Use this checklist before a migration, CMS cleanup, ecommerce filter change, archive rebuild, or content refresh sprint:

Crawl the affected section with final URLs, status codes, canonicals, indexability, sitemap state, and internal links.
Group URLs by template, normalized path, content similarity, product/category relationship, locale, or page job.
Separate exact duplicates, near duplicates, thin pages, same-job article overlap, and useful similar pages.
Pick the representative URL only after confirming it is indexable, internally linked, useful, and aligned with the search task.
Choose the fix: redirect, canonicalize, noindex, merge, rewrite, retire, or keep.
Keep sitemaps, internal links, hreflang, canonicals, and redirects pointed at the same preferred page.
Do not use robots.txt as a shortcut for pages that need canonical or noindex processing.
Re-crawl after release and compare the cluster against the baseline.
Check Search Console for declared canonical, selected canonical, indexing state, and query movement on priority pages.

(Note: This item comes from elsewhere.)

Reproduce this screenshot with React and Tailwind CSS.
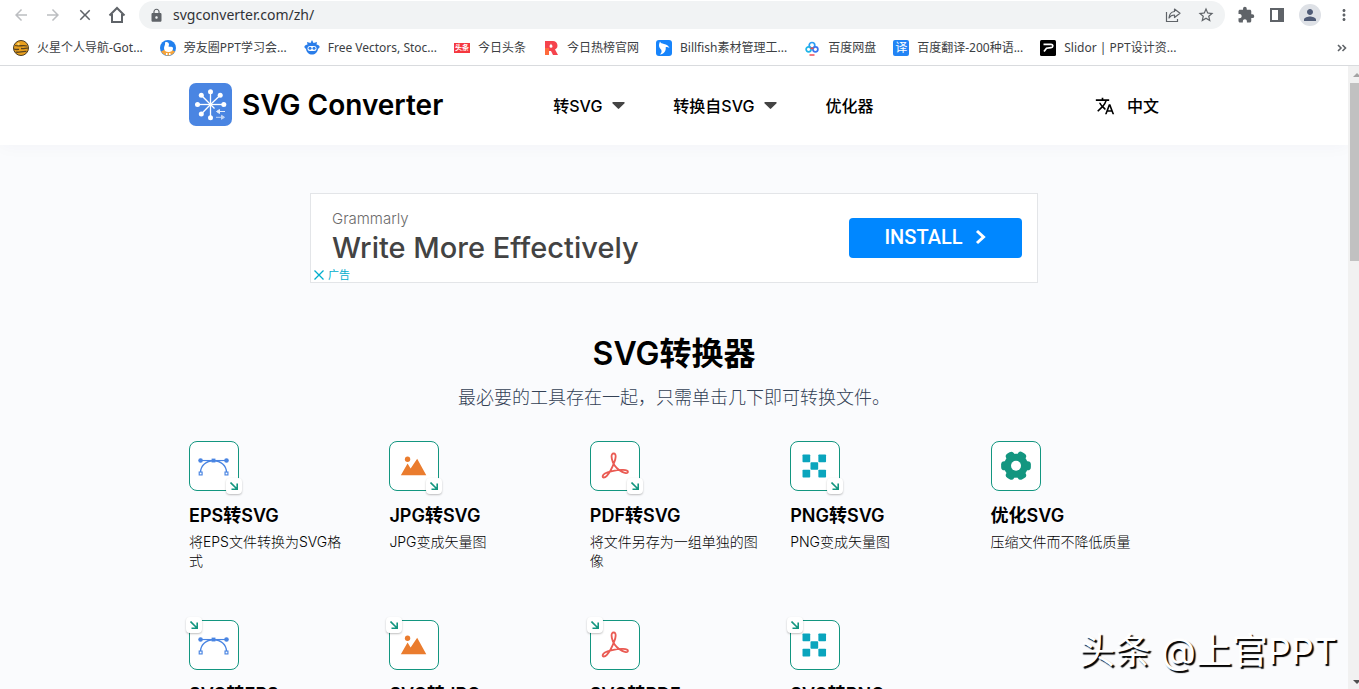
/**
 * SVG Converter home page, shown inside a browser window.
 */

import {
  MdArrowBack,
  MdArrowForward,
  MdClose,
  MdLock,
  MdStarBorder,
  MdExtension,
  MdPerson,
  MdMoreVert,
  MdTranslate,
} from "react-icons/md";

function PlanetIcon() {
  return (
    <svg viewBox="0 0 16 16" className="size-4">
      <circle cx="8" cy="8" r="7.5" fill="#e9a01f" stroke="#4a3c25" />
      <path d="M2 5.500c4 1.500 8-1 12 .5M8 8.500c3 .5 5-.8 7-.3M1 9c2 .8 3 .5 5 .3M2.500 12c3 1 7-1 11-.5" stroke="#5b4520" strokeWidth="1.300" fill="none" />
      <circle cx="5.500" cy="4" r="1.200" fill="#ffd76b" />
    </svg>
  );
}

function DuckIcon() {
  return (
    <svg viewBox="0 0 16 16" className="size-4">
      <circle cx="8" cy="8" r="8" fill="#2180ee" />
      <path d="M1 11.500a8 8 0 0 0 14 0L12 10H4z" fill="#f6a43b" />
      <path d="M5 2.500c2-1 4 0 4 2l-.5 2c2 .5 4-.5 4.500 1.500 0 3-2 4-4.500 4-3 0-4.500-1.500-4.500-4 0-2 1.500-3 1-5.500z" fill="#fff" />
      <path d="M6 13h1.500v2H6zM9 13h1.500v2H9z" fill="#fff" />
    </svg>
  );
}

function RobotIcon() {
  return (
    <svg viewBox="0 0 16 16" className="size-4">
      <path d="M8 0l1.500 3L13 2l-.5 2.500C15 5 16 6 15.500 7.500L14 9c-.5 3.500-3 5.500-6 5.500S2.500 12.500 2 9L.5 7.500C0 6 1 5 3.500 4.500L3 2l3.500 1z" fill="#2a7de9" />
      <rect x="3.500" y="6" width="9" height="5" rx="2.500" fill="#fff" />
      <circle cx="6" cy="8.300" r="1.500" fill="#2a7de9" />
      <circle cx="10" cy="8.300" r="1.500" fill="#2a7de9" />
    </svg>
  );
}

function ToutiaoIcon() {
  return (
    <span className="flex h-[10px] w-4 items-center justify-center bg-[#f5373f] text-[7px] leading-none font-bold text-white">头条</span>
  );
}

function HotListIcon() {
  return (
    <svg viewBox="0 0 16 16" className="size-4">
      <path d="M2 1h8a4.500 4.500 0 0 1 2 8.500L15 15h-5l-2-4H6v4H2z" fill="#f5434d" />
      <path d="M2 8h4v7H2z" fill="#ff6a3c" />
      <path d="M8 3.500c.3 1.500 1.500 1.500 1.500 2.800A1.500 1.500 0 0 1 6.500 6.300C6.500 5 7.500 5 8 3.500z" fill="#fff" />
    </svg>
  );
}

function BillfishIcon() {
  return (
    <svg viewBox="0 0 16 16" className="size-4">
      <rect width="16" height="16" rx="3" fill="#1784fb" />
      <path d="M4 1.500c.5 1.500 2 2 4 2.500 2.500.5 4.500 1.500 5.500 4-1.500-1-2.800-1.200-3.800-.8.500 3.500-1.700 6.800-5.700 7.300 1.500-1.500 2-3 1.200-4.700C4.500 8.500 3 8 3 5.500c0-1.500.5-2.500 1-4z" fill="#fff" />
    </svg>
  );
}

function PanIcon() {
  return (
    <svg viewBox="0 0 16 16" className="size-4" fill="none" strokeWidth="1.700">
      <circle cx="8" cy="5.300" r="2.800" stroke="#2a9df4" />
      <circle cx="4.600" cy="9.300" r="2.500" stroke="#20b4e8" />
      <circle cx="11.400" cy="9.300" r="2.500" stroke="#3a76f0" />
      <path d="M6.500 8.300h3" stroke="#f04848" />
      <path d="M5.500 15h5" stroke="#ef3f4c" strokeWidth="1.400" />
    </svg>
  );
}

function TranslateSiteIcon() {
  return (
    <span className="flex size-4 items-center justify-center rounded-[2px] bg-[#2284f5] text-xs leading-none text-white">译</span>
  );
}

function SlidorIcon() {
  return (
    <svg viewBox="0 0 16 16" className="size-4">
      <rect width="16" height="16" rx="1.500" fill="#000" />
      <path d="M3.500 4.300H11c2.500 0 2.300 3.200 0 3.400L6.500 8.200 4 11.500" stroke="#fff" strokeWidth="1.700" fill="none" />
    </svg>
  );
}

const bookmarks = [
  { label: "火星个人导航-Got...", Icon: PlanetIcon },
  { label: "旁友圈PPT学习会...", Icon: DuckIcon },
  { label: "Free Vectors, Stoc...", Icon: RobotIcon },
  { label: "今日头条", Icon: ToutiaoIcon },
  { label: "今日热榜官网", Icon: HotListIcon },
  { label: "Billfish素材管理工...", Icon: BillfishIcon },
  { label: "百度网盘", Icon: PanIcon },
  { label: "百度翻译-200种语...", Icon: TranslateSiteIcon },
  { label: "Slidor | PPT设计资...", Icon: SlidorIcon },
];

function BrowserBar() {
  return (
    <div className="shrink-0 border-b border-[#d9dbde] bg-white font-['Noto_Sans','Noto_Sans_CJK_SC',sans-serif] text-[#5f6368]">
      <div className="flex h-[30px] items-center pr-[6px] pl-3">
        <div className="flex items-center gap-[14px]">
          <button aria-label="Back" className="text-[#bcbec1]"><MdArrowBack className="size-[18px]" /></button>
          <button aria-label="Forward" className="text-[#bcbec1]"><MdArrowForward className="size-[18px]" /></button>
          <button aria-label="Stop"><MdClose className="size-[18px]" /></button>
          <button aria-label="Home">
            <svg viewBox="0 0 18 18" className="size-[18px]" fill="none" stroke="currentColor" strokeWidth="2">
              <path d="M1.500 9.500L9 2l7.500 7.500M4 8v8h10V8" />
            </svg>
          </button>
        </div>
        <div className="ml-[13px] flex h-7 flex-1 items-center rounded-full bg-[#f1f3f4] px-[10px]">
          <MdLock className="size-[15px] shrink-0" />
          <input
            aria-label="Address"
            defaultValue="svgconverter.com/zh/"
            className="ml-[9px] min-w-0 flex-1 bg-transparent text-sm text-[#303236] outline-none"
          />
          <button aria-label="Share" className="mr-4">
            <svg viewBox="0 0 16 16" className="size-4" fill="none" stroke="currentColor" strokeWidth="1.200">
              <path d="M1.500 5v9.500h11V12" />
              <path d="M9.500 2l5.500 4.300-5.500 4.200V8C7 8 5.300 8.800 4 11c.2-3.500 2-6 5.500-6.500z" strokeLinejoin="round" />
            </svg>
          </button>
          <button aria-label="Bookmark"><MdStarBorder className="size-[18px]" /></button>
        </div>
        <div className="ml-3 flex items-center gap-[14px]">
          <button aria-label="Extensions"><MdExtension className="size-[18px]" /></button>
          <button aria-label="Side panel">
            <svg viewBox="0 0 16 16" className="size-4">
              <path d="M1 1h14v14H1zM3 3v10h6V3z" fill="currentColor" fillRule="evenodd" />
            </svg>
          </button>
          <button aria-label="Profile" className="flex size-[22px] items-center justify-center rounded-full bg-[#dee1e6] text-[#4f5b76]">
            <MdPerson className="size-[18px]" />
          </button>
          <button aria-label="Menu"><MdMoreVert className="size-[18px]" /></button>
        </div>
      </div>
      <div className="flex h-[35px] items-center gap-[17px] pr-3 pl-[13px] text-xs text-[#3c4043]">
        {bookmarks.map(({ label, Icon }) => (
          <a key={label} href="#" className="flex items-center gap-2 whitespace-nowrap">
            <Icon />
            {label}
          </a>
        ))}
        <button aria-label="More bookmarks" className="ml-auto">
          <svg viewBox="0 0 10 8" className="h-2 w-[10px]" fill="none" stroke="#5f6368" strokeWidth="1.600">
            <path d="M1 1l3 3-3 3M5.500 1l3 3-3 3" />
          </svg>
        </button>
      </div>
    </div>
  );
}

function Logo() {
  const ends = [[21.5, 8.7], [12.3, 12.3], [31.2, 12.3], [8.5, 21.5], [34.8, 21.5], [12.3, 31], [21.5, 34.7]];
  return (
    <svg viewBox="0 0 43 43" className="size-[43px]">
      <rect width="43" height="43" rx="7" fill="#4a85e2" />
      {ends.map(([x, y]) => (
        <g key={`${x}-${y}`}>
          <path d={`M21.500 21.500L${x} ${y}`} stroke="#fff" strokeWidth="1.300" />
          <circle cx={x} cy={y} r="2.500" fill="#fff" />
        </g>
      ))}
      <path d="M21.500 21.500l4 4" stroke="#fff" strokeWidth="1.300" />
      <path d="M36 28.500h-6M30.500 26.500l-3 2 3 2z" stroke="#fff" fill="#fff" strokeWidth="1" opacity=".85" />
      <path d="M27 34.300h6M32.500 32.300l3 2-3 2z" stroke="#fff" fill="#fff" strokeWidth="1" opacity=".65" />
    </svg>
  );
}

function Caret() {
  return (
    <svg viewBox="0 0 12 7" className="h-[7px] w-[13px]" preserveAspectRatio="none">
      <path d="M1 0h10a.8.8 0 0 1 .6 1.300L6.600 6.600a.8.8 0 0 1-1.200 0L.4 1.300A.8.8 0 0 1 1 0z" fill="#444" />
    </svg>
  );
}

function Header() {
  return (
    <header className="relative bg-white shadow-[0_2px_16px_rgba(30,41,80,0.03)]">
      <div className="mx-auto flex h-[79px] max-w-[970px] items-center text-base font-medium">
        <a href="#" className="flex items-center gap-[10px] pb-[2px]">
          <Logo />
          <span className="text-[28px] leading-8 font-semibold">SVG Converter</span>
        </a>
        <nav className="ml-[110px] flex items-center gap-12">
          <button className="flex items-center gap-[10px]">转SVG <Caret /></button>
          <button className="flex items-center gap-[10px]">转换自SVG <Caret /></button>
          <a href="#">优化器</a>
        </nav>
        <button className="ml-auto flex items-center gap-3">
          <MdTranslate className="size-5" />
          中文
        </button>
      </div>
    </header>
  );
}

function Ad() {
  return (
    <aside className="relative mx-auto flex h-[90px] max-w-[728px] items-center justify-between border border-[#e3e5e8] bg-white pr-[15px] pl-[21px]">
      <div>
        <p className="text-[15px] leading-5 font-light text-[#6b6b6b]">Grammarly</p>
        <p className="text-[29px] leading-[38px] font-medium text-[#434343]">Write More Effectively</p>
      </div>
      <button className="flex h-10 w-[173px] items-center justify-center gap-3 rounded-[4px] bg-[#0087ff] pb-[2px] font-['Roboto',sans-serif] text-xl font-medium text-white">
        INSTALL
        <svg viewBox="0 0 12 16" className="h-4 w-3" fill="none" stroke="#fff" strokeWidth="3">
          <path d="M2 2l6.500 6L2 14" />
        </svg>
      </button>
      <a href="#" className="absolute -bottom-px left-[3px] flex items-center gap-1 text-[11px] leading-4 text-[#00aecd]">
        <svg viewBox="0 0 10 10" className="size-[10px]" stroke="currentColor" strokeWidth="1.300">
          <path d="M.5.500l9 9M9.500.500l-9 9" />
        </svg>
        广告
      </a>
    </aside>
  );
}

function CurveIcon() {
  return (
    <svg viewBox="0 0 50 50" className="size-full" fill="none" stroke="#4a85e2">
      <path d="M11 19.300h27" strokeWidth="1.200" />
      <path d="M11 31.500C11 24.500 17 19.500 24.500 19.500S38 24.500 38 31.500" strokeWidth="1.400" />
      <circle cx="11" cy="19.300" r="2.400" fill="#4a85e2" stroke="none" />
      <circle cx="38" cy="19.300" r="2.400" fill="#4a85e2" stroke="none" />
      <rect x="22.500" y="17.300" width="4" height="4" fill="#4a85e2" stroke="none" />
      <rect x="9.600" y="31.300" width="3" height="3" fill="#fff" strokeWidth="1.200" />
      <rect x="36.500" y="31.300" width="3" height="3" fill="#fff" strokeWidth="1.200" />
    </svg>
  );
}

function PhotoIcon() {
  return (
    <svg viewBox="0 0 50 50" className="size-full" fill="#ea7c2e">
      <circle cx="18.300" cy="18" r="2.800" />
      <path d="M11.300 34.700l7-12.200 3.200 5.200 6.800-10.200 9.500 17.200z" />
    </svg>
  );
}

function AcrobatIcon() {
  return (
    <svg viewBox="0 0 50 50" className="size-full" fill="none" stroke="#ea5b53" strokeWidth="1.900" strokeLinejoin="round">
      <path d="M22.900 21.500c-1.700-4.200-2.500-9.500.7-9.500s2.200 5.500.5 9.500c-2 5.300-4.600 10.500-7.600 13.700-2.200 2.300-4.800 2.300-4.300.2.500-2.300 4.500-3.800 8.800-4.800 4-.9 8.500-1.700 12.500-1.500 3.400.2 5.300 1 5 2.300-.4 1.600-3.500 1-6-.3-4-2-7.800-5.700-9.600-9.600z" />
    </svg>
  );
}

function PixelsIcon() {
  return (
    <svg viewBox="0 0 50 50" className="size-full" fill="#0aa5bd">
      <rect x="12" y="13" width="8" height="8" rx=".8" />
      <rect x="28.500" y="13" width="8" height="8" rx=".8" />
      <rect x="20.300" y="21" width="8" height="8" rx=".8" />
      <rect x="12" y="29" width="8" height="8" rx=".8" />
      <rect x="28.500" y="29" width="8" height="8" rx=".8" />
    </svg>
  );
}

function GearIcon() {
  return (
    <svg viewBox="0 0 50 50" className="size-full" fill="#139680">
      <rect x="9.500" y="20" width="31" height="9.500" rx="3.500" />
      <rect x="9.500" y="20" width="31" height="9.500" rx="3.500" transform="rotate(60 25 24.700)" />
      <rect x="9.500" y="20" width="31" height="9.500" rx="3.500" transform="rotate(120 25 24.700)" />
      <circle cx="25" cy="24.700" r="12.500" />
      <circle cx="25" cy="24.700" r="5.200" fill="#fff" />
    </svg>
  );
}

const tools = [
  { title: "EPS转SVG", text: "将EPS文件转换为SVG格\n式", Icon: CurveIcon, arrow: "to" },
  { title: "JPG转SVG", text: "JPG变成矢量图", Icon: PhotoIcon, arrow: "to" },
  { title: "PDF转SVG", text: "将文件另存为一组单独的图像", Icon: AcrobatIcon, arrow: "to" },
  { title: "PNG转SVG", text: "PNG变成矢量图", Icon: PixelsIcon, arrow: "to" },
  { title: "优化SVG", text: "压缩文件而不降低质量", Icon: GearIcon },
  { title: "SVG转EPS", Icon: CurveIcon, arrow: "from" },
  { title: "SVG转JPG", Icon: PhotoIcon, arrow: "from" },
  { title: "SVG转PDF", Icon: AcrobatIcon, arrow: "from" },
  { title: "SVG转PNG", Icon: PixelsIcon, arrow: "from" },
];

function ArrowBadge({ arrow }) {
  const place = arrow === "to" ? "-right-1 -bottom-1" : "-left-1 -top-1";
  return (
    <span className={`absolute ${place} flex size-4 items-center justify-center rounded bg-white shadow-[0_1px_2px_rgba(0,0,0,0.25)]`}>
      <svg viewBox="0 0 8 8" className="size-2" fill="none" stroke="#139680" strokeWidth="1.600">
        <path d="M.5.500L7 7M7.200 1.500v5.700H1.500" />
      </svg>
    </span>
  );
}

function ToolCard({ title, text, Icon, arrow }) {
  return (
    <a href="#" className="block">
      <span className="relative block size-[50px] rounded-lg border border-[#139680] bg-white">
        <Icon />
        {arrow && <ArrowBadge arrow={arrow} />}
      </span>
      <h2 className="mt-[13px] text-lg leading-6 font-semibold">{title}</h2>
      <p className="mt-1 text-sm leading-[19px] font-light whitespace-pre-line">{text}</p>
    </a>
  );
}

function Scrollbar() {
  return (
    <div className="flex w-[11px] shrink-0 flex-col items-center bg-[#f1f1f1]">
      <svg viewBox="0 0 11 17" className="h-[17px] w-[11px]"><path d="M5 11h8L9 7z" fill="#a3a3a3" /></svg>
      <div className="ml-[2px] h-2/7 w-[9px] bg-[#c1c1c1]" />
      <svg viewBox="0 0 11 17" className="mt-auto h-[17px] w-[11px]"><path d="M5 8h8l-4 4z" fill="#505050" /></svg>
    </div>
  );
}

export default function App() {
  return (
    <div className="relative flex h-screen flex-col overflow-hidden bg-[#fafbfd] font-['Inter','Noto_Sans_CJK_SC',sans-serif] text-black">
      <BrowserBar />
      <div className="flex min-h-0 flex-1">
        <div className="min-w-0 flex-1 overflow-hidden">
          <Header />
          <main className="pt-12">
            <Ad />
            <h1 className="mt-[51px] text-center text-[32px] leading-10 font-semibold">SVG转换器</h1>
            <p className="mt-3 text-center text-lg leading-6 font-light text-[#334155]">最必要的工具存在一起，只需单击几下即可转换文件。</p>
            <div className="mx-auto mt-[31px] grid max-w-[970px] grid-cols-5 gap-x-8 gap-y-[50px]">
              {tools.map((tool) => (
                <ToolCard key={tool.title} {...tool} />
              ))}
            </div>
          </main>
        </div>
        <Scrollbar />
      </div>
      <p className="absolute right-[22px] bottom-[14px] text-4xl leading-12 text-white [text-shadow:2px_2px_1px_#000]">头条 @上官PPT</p>
    </div>
  );
}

Record the template rule so the same duplicate pattern does not return in the next release.

Duplicate content is clean when every URL has a job. Some variants should consolidate. Some should disappear. Some should stay because they serve a different search task. The audit earns its keep when it makes that decision visible, assigns the fix to the right owner, and proves the live site now points search systems toward one stronger page.